Dating back 1,300 years, furoshiki is a technique for folding a single cloth into a variety of shapes for a multitude of uses. With nimble fingers and a keen eye, you can make a carry bag for shopping, a decorative holder for a bottle of wine, pretty wrapping for a present, or a carry case for picnic items which then transforms into a rug.

Furoshiki has had a renaissance in recent years, Yuka told me, because it was perhaps the most practical of all ancient Japanese art forms. It offered a creative outlet that produced a functional object. With Japanese people increasingly rejecting plastic bags, furoshiki was a green alternative. After several experiments, some successful others not so much, I left the lesson with a gift box for my wife attractively cloaked in furoshiki.

Ties that bind

Japan’s colossal sumo wrestlers are so commanding they make colorful hair ties look masculine. These athletic behemoths commonly have long locks, which they control with an ancient Japanese hair accessory produced using an art form called mizuhiki.

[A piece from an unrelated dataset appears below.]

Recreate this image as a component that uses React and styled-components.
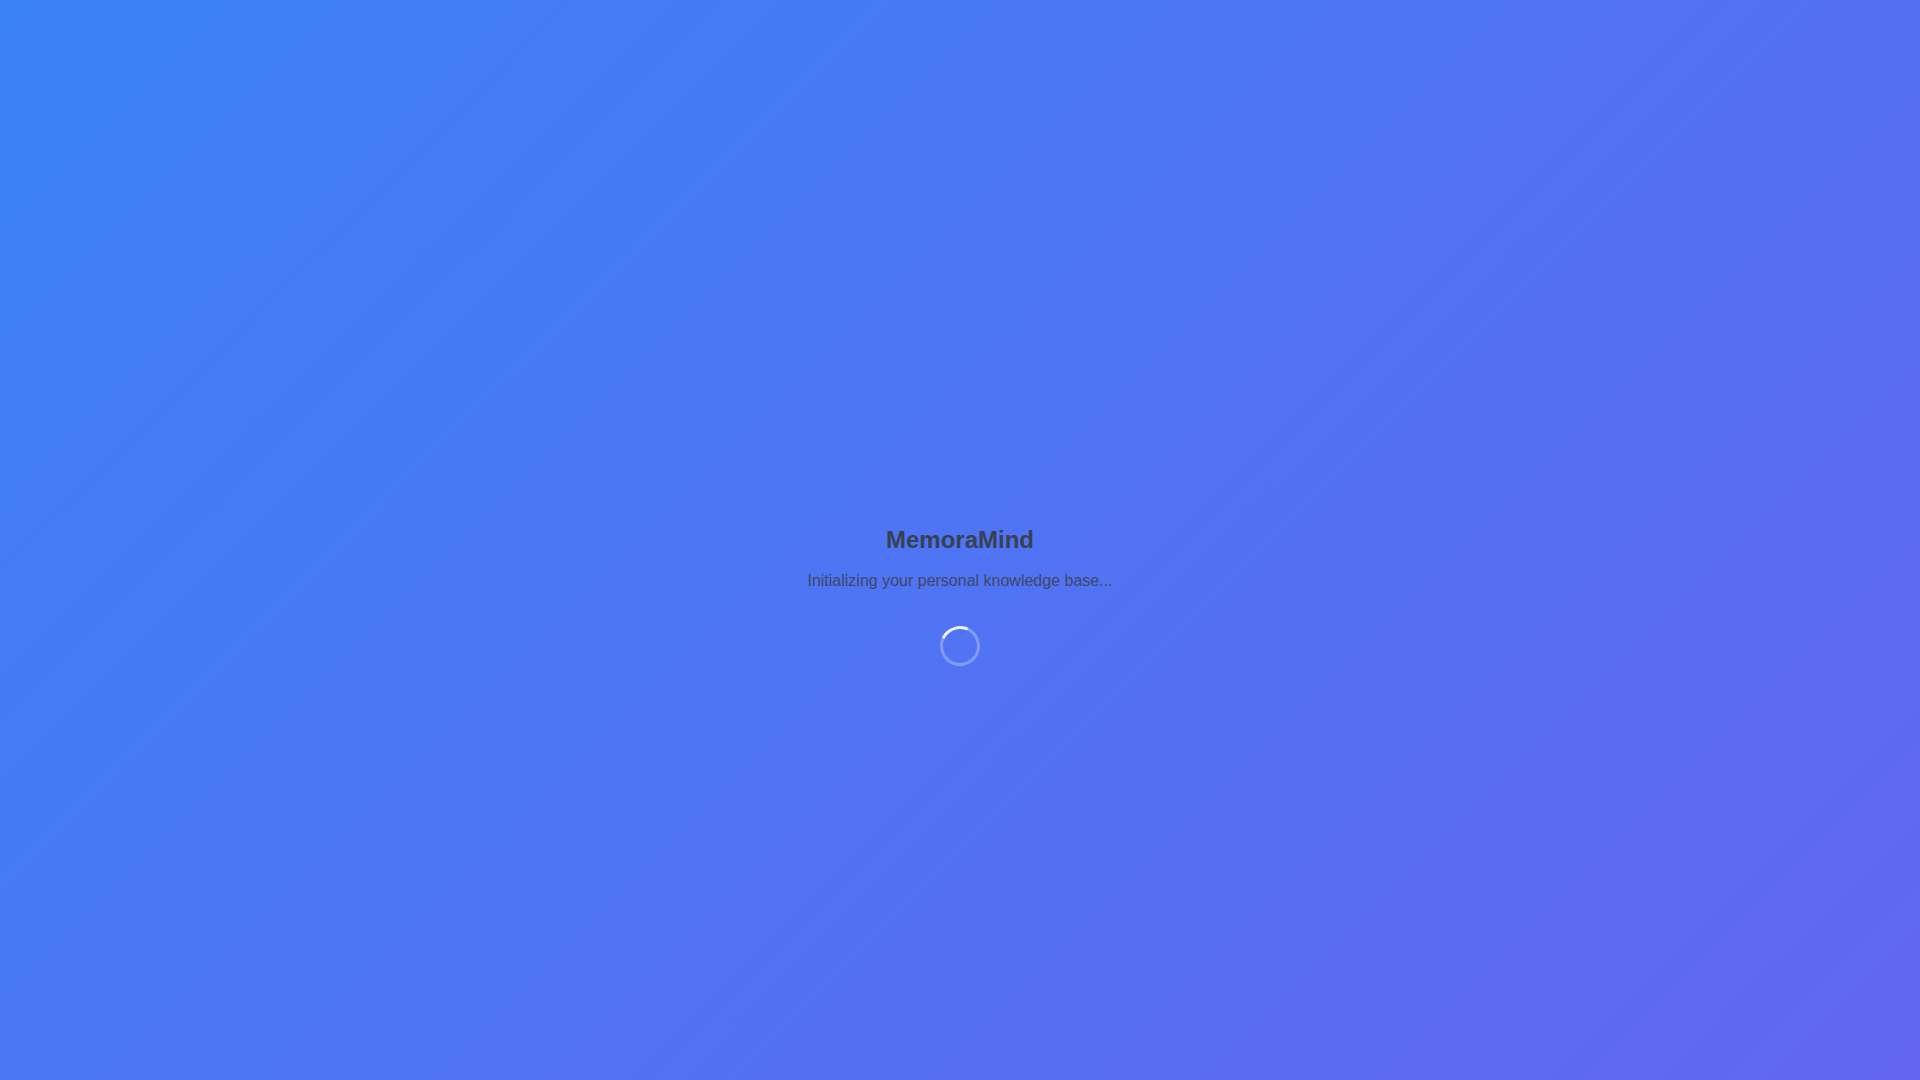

The art of tying knots in a silk and rice paper cord, mizuhiki can complement furoshiki when decorating a present. It is a fiddly art best executed by people with fingers far shorter and thinner than mine, yet I did my best thanks, once again, to the guidance of Yuka inside the Sakura studio.

I aimed to make a rainbow-hued hairpin for my wife. First I gathered a cluster of long, narrow cords of varied colors. Next, I slowly weaved them together, creating a tight knot. This robustness was crucial, Yuka said, as the mizuhiki was intended to be a symbol of strength and resilience, which explains why it is favored by sumo and by Japan’s revered Samurai warriors before them. My wife was delighted with her gift, which was imbued with more than 500 years of artistic heritage.

Back in the fold

Similar to mizuhiki, my large hands and sausage-shaped fingers are ill-suited to the delicate maneuvers of origami. Within the first 20 minutes of my lesson in the Japanese art of paper folding, I had crumpled or torn every smooth piece of paper placed before me.

As opposed to mizukhiki and furoshiki, which aim to produce an item of utility, origami focuses on aesthetics, to create a beautiful two or three-dimensional shape. Some origami is so intricate they require hours of careful, slow folding by a master artist.

The designs I was trying to replicate were comparatively basic, yet still I struggled. My class took place in Tokyo, but there are dozens of cultural facilities across Japan that offer origami workshops for tourists, as it is perhaps the most globally famous of all Japanese crafts. Origami in Japan dates back at least to the 1400s, although some historians place its true origins in China, more than a millennia ago.

Divine décor

How can something tremendously fragile survive for 1,200 years? The answer is by balancing decoration with space, complexity with simplicity, and preserving techniques perfected by ancient artisans. Kyoto is Japan’s hub of historic art forms, so I went to its serene northern suburbs to meet Ko Kado, who painstakingly creates Karakami paper designs as if it were still the year 822AD.

Similar to Mokuhanga, Karakami artists create delicate washi paper, handmade from plant fibers, upon which they use carved woodblocks to print designs. The difference is that, where Mokuhanga creates individual art pieces, Karakami typically produces wallpaper, with panels decorating screens and interior walls of homes and temples.

Kado, who runs the Karakami shop Kamisoe, learned this trade at a Karakami studio that dates back centuries. Rather than using traditional designs, as is common in this art form, he creates his patterns and images which have a modern flourish. While Kado does not offer Karakami workshops, he happily gives tips to customers, who can attend classes in cities across Japan, including Kyoto.